On Wednesday, the State Council released new guidelines to control the outbreak.
The new guidelines look to consolidate China’s extremely dispersed pig farming industry:
- “Local governments and ministries should promote large-scale pig farming and reduce the number of small pig farms to improve biosecurity levels in the sector, the State Council said in the document published on its website.”
- “The government will provide production subsidies to large-scale pig farms in areas heavily affected by the disease, and encourage major consumption areas to expand pig production to improve self-sufficiency in supplies, the cabinet said.”
Get smart: The biggest obstacle to large-scale farming is the difficulty of transferring rural land use rights. Wednesday’s guidelines don’t even mention the issue.
Get smarter: Rising pork prices will further constrain room for monetary easing. It’s one more reason we don’t expect large-scale stimulus.
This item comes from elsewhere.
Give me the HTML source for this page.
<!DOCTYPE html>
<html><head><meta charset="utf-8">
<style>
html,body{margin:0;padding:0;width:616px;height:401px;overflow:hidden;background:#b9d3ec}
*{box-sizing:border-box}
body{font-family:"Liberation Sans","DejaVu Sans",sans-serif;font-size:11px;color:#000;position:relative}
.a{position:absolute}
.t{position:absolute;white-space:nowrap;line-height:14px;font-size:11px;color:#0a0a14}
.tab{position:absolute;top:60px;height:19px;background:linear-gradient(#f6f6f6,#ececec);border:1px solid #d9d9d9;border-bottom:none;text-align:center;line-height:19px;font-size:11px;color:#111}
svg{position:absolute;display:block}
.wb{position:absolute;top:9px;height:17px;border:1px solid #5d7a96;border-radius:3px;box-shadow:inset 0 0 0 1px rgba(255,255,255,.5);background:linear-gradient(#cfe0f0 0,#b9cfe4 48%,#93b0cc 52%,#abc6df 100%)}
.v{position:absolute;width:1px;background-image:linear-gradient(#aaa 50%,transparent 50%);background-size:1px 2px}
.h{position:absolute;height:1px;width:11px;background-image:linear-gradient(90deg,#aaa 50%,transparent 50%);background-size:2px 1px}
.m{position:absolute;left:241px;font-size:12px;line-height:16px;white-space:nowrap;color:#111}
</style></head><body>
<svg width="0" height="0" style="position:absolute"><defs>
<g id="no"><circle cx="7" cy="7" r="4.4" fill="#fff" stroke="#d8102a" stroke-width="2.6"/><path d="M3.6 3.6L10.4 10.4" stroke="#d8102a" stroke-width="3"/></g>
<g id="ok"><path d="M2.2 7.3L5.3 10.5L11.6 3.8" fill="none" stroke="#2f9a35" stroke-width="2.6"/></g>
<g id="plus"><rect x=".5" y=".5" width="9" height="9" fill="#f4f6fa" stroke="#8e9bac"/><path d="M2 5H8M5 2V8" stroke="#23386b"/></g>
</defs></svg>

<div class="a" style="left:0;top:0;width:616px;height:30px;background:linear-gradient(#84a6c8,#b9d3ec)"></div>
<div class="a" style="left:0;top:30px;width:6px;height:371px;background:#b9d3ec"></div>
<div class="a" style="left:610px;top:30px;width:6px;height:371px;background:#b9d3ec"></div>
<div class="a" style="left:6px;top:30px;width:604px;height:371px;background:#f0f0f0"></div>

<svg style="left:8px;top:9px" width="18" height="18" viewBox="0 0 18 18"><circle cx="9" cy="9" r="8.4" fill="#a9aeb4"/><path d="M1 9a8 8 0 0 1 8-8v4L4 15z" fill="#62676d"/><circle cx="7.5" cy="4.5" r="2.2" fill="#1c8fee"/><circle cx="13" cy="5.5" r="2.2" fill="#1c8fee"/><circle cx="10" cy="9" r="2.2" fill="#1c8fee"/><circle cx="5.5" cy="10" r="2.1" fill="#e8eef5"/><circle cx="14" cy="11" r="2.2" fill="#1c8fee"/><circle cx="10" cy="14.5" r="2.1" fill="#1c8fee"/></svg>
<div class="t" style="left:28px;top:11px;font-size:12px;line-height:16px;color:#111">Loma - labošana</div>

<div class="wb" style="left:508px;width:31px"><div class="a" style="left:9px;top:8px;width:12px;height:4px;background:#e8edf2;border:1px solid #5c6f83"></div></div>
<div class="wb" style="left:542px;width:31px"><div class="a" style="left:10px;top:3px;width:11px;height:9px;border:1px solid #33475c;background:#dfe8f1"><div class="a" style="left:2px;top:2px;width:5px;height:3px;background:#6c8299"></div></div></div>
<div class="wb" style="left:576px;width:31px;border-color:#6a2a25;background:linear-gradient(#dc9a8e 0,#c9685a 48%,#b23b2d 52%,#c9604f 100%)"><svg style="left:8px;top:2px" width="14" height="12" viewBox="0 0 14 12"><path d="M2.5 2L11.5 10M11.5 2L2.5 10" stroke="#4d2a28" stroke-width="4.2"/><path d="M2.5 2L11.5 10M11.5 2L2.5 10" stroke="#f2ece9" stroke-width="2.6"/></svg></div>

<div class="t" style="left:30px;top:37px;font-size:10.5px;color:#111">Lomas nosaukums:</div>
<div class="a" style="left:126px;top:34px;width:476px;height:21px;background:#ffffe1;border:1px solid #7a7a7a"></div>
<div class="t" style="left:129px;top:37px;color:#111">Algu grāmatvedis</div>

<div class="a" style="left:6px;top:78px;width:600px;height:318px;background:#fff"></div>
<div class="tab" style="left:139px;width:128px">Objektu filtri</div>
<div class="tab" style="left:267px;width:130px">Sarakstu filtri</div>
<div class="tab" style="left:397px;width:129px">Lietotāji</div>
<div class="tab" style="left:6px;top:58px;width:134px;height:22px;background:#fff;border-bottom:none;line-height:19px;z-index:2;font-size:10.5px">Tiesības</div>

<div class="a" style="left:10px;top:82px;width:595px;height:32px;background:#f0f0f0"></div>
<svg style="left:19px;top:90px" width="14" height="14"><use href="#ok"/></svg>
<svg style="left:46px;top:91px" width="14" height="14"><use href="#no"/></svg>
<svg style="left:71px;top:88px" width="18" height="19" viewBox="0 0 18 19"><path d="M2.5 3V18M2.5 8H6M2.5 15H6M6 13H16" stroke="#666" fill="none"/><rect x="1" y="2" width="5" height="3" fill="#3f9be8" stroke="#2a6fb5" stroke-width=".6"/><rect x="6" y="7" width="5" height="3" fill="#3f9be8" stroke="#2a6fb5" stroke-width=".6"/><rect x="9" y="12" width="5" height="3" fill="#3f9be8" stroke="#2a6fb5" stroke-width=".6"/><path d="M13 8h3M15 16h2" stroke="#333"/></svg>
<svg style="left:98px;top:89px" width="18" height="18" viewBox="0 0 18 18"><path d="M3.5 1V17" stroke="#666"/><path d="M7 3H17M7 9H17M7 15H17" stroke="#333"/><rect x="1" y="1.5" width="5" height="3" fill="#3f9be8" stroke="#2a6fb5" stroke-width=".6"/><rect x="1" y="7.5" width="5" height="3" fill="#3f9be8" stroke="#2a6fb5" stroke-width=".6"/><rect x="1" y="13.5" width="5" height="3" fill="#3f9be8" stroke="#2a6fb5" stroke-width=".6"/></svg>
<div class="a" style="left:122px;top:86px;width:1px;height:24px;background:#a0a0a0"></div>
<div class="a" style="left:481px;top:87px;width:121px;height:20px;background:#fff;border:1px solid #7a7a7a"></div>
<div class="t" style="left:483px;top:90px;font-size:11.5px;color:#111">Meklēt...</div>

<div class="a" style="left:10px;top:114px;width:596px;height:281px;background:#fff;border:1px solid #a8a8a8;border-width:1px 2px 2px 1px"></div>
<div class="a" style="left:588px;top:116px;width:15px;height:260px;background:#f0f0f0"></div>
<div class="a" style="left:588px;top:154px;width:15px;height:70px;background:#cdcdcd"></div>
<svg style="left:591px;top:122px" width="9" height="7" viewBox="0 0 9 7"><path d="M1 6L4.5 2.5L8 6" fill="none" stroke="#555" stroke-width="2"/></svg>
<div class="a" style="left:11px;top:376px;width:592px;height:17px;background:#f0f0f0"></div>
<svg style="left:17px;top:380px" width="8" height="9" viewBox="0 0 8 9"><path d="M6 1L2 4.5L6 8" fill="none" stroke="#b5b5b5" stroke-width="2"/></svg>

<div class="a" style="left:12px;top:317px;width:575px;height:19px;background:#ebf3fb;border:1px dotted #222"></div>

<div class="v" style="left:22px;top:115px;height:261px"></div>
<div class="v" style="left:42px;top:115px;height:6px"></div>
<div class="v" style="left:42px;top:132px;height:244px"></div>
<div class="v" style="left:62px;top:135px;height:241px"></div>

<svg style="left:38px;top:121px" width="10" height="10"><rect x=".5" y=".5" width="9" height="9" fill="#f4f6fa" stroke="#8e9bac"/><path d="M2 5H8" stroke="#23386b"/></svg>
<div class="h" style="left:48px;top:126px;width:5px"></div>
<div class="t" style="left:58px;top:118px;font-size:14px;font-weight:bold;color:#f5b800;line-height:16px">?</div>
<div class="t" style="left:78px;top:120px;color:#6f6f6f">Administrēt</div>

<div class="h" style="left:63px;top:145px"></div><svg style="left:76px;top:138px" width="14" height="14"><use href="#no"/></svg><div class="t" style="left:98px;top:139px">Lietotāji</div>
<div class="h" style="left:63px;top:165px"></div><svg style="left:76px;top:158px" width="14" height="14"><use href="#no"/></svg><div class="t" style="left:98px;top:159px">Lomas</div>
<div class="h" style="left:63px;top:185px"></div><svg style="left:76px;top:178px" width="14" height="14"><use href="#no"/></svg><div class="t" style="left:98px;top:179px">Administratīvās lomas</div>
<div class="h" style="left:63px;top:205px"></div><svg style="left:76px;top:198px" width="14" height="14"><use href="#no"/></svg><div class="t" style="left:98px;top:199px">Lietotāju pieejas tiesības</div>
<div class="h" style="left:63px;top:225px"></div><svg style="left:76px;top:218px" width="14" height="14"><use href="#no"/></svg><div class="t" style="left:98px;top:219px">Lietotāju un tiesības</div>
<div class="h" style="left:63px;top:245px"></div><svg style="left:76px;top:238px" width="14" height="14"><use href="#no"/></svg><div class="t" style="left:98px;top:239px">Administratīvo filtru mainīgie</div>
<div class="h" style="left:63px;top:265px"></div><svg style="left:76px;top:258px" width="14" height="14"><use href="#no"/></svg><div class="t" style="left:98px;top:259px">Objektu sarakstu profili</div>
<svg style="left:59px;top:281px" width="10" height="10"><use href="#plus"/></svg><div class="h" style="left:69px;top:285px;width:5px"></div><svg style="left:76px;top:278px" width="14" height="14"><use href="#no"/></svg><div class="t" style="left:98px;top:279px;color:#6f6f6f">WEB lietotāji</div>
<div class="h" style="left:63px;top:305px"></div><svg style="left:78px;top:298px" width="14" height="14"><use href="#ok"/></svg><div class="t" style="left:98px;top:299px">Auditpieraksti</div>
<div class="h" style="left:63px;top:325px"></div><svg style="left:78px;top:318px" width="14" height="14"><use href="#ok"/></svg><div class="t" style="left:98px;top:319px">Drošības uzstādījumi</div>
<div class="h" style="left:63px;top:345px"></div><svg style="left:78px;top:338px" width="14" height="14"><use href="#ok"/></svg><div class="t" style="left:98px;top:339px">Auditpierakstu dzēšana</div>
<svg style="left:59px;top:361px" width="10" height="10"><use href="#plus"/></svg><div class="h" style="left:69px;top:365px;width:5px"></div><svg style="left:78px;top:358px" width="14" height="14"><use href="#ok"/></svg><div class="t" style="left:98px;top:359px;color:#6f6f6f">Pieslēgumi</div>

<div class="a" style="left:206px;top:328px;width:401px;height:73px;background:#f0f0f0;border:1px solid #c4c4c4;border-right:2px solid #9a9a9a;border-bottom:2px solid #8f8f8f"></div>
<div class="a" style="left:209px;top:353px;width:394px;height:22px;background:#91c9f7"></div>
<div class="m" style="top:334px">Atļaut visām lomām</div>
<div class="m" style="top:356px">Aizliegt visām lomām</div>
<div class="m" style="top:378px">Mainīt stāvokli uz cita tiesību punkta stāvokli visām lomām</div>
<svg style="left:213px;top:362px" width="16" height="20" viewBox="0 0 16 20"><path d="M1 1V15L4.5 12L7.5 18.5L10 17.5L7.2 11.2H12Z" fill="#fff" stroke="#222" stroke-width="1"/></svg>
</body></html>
Reuters:China has shown ‘shortcomings’ in bid to contain African swine fever: cabinet
5.Beijing to leave Hong Kong to Hong Kong – for now
Ever since protests kicked off in Hong Kong a few weeks ago, the big question has been – what will Beijing do?
The SCMP has some insight into Beijing’s thinking:
- “The bottom line for Beijing is to keep Hong Kong stable and to avoid bloodshed.”
- “’The strategy is to avoid escalation of violent confrontation and remain calm but firm over the principle issues,’ the source said.”
Thus far, Beijing has taken a relatively hands-off approach. But that doesn’t mean they aren’t watching closely:
- “A task force from Beijing has been stationed in Shenzhen since June 9…to assess the facts on the ground, sources have told the Post.”
- “’As of Tuesday, they were still in Shenzhen assessing the situation, reviewing the strategy and discussing the way forward,’ a source said.”
- “All relevant mainland Chinese ministries… have recently sent officials to the city to gather intelligence.”
Get smart: Thus far Beijing has been relatively restrained in its response to developments in Hong Kong. But the PRC won’t hesitate to step in if they think things are getting out of control.